La présente citation comporte l’attribution de la croix de guerre avec palme.
Signé : Joffre
Puis la médaille militaire fut épinglée sur la poitrine de ce brave… Des larmes perlaient aux yeux de quelques élèves qui ne pouvaient maîtriser leur émotion. La cérémonie était achevée et ces enfants, si turbulents d’ordinaire, ne faisaient pas un mouvement.
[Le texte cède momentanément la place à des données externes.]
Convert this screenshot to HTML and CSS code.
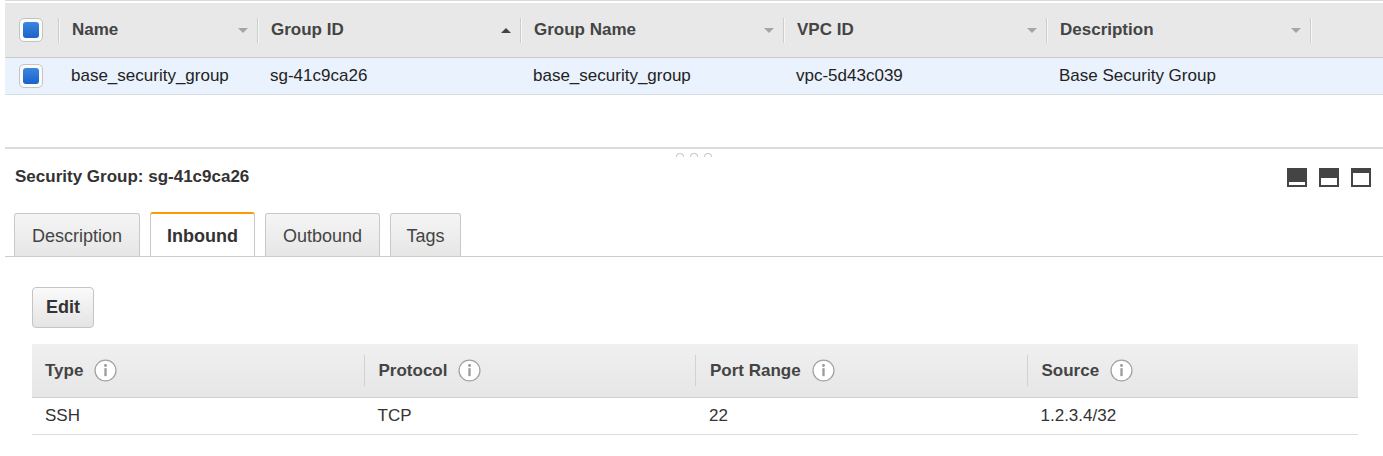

Brusquement et sans aucun signal, toutes les petites mains battirent en l’honneur du grand camarade qui, pâle d’émotion et l’air presque intimidé, semblait moins brave devant tous ces petits yeux que devant les balles allemandes.
Cosquer est rentré dans ses foyers depuis 2 mois. Complètement illètré, il a voulu apprendre à lire pour obtenir un poste de facteur, ces postes étant réservés aux mutilés de la guerre. Sans fausse honte, malgré ses 22 ans, il a fréquenté l’école. Aujourd’hui il sait déjà lire et écrire, et c’est avec un légitime sentiment de fierté qu’il a pu signer le procès-verbal de remise de sa médaille. Honneur à ce brave ! Souhaitons que l’Administration lui accorde le modeste poste qu’il sollicite et qu’il mérite, non seulement pour son courage militaire, mais pour le courage, plus grand encore peut-être, dont il a fait preuve en venant s’asseoir à son âge sur les bancs de l’école.
L. O. ( C’est-à-dire Louis Ogès)
Acte de naissance d'Alain Cosquer. Il est donc né à Bénodet le 17 février 1895. Ce document nous apprend également qu'il se marie le 16 octobre de l'année 1916 avec une jeune fille originaire d'Elliant, Marie Anne Hemery et qu'il décède à Quéven dans le Morbihan en 1948. Comme l'espérait Louis Ogès, Alain Cosquer devînt facteur des Postes. C'est en tout cas la profession qui lui est attribué lors de son mariage.
S'il fut bien entendu facile de transmettre le beau dessin à la famille de Raymond Pennec, nous ne sommes pas parvenus, pour le moment, à retrouver d'éventuels "héritiers" que ce soit d'Hervé Le Roy ou de Alain Cosquer.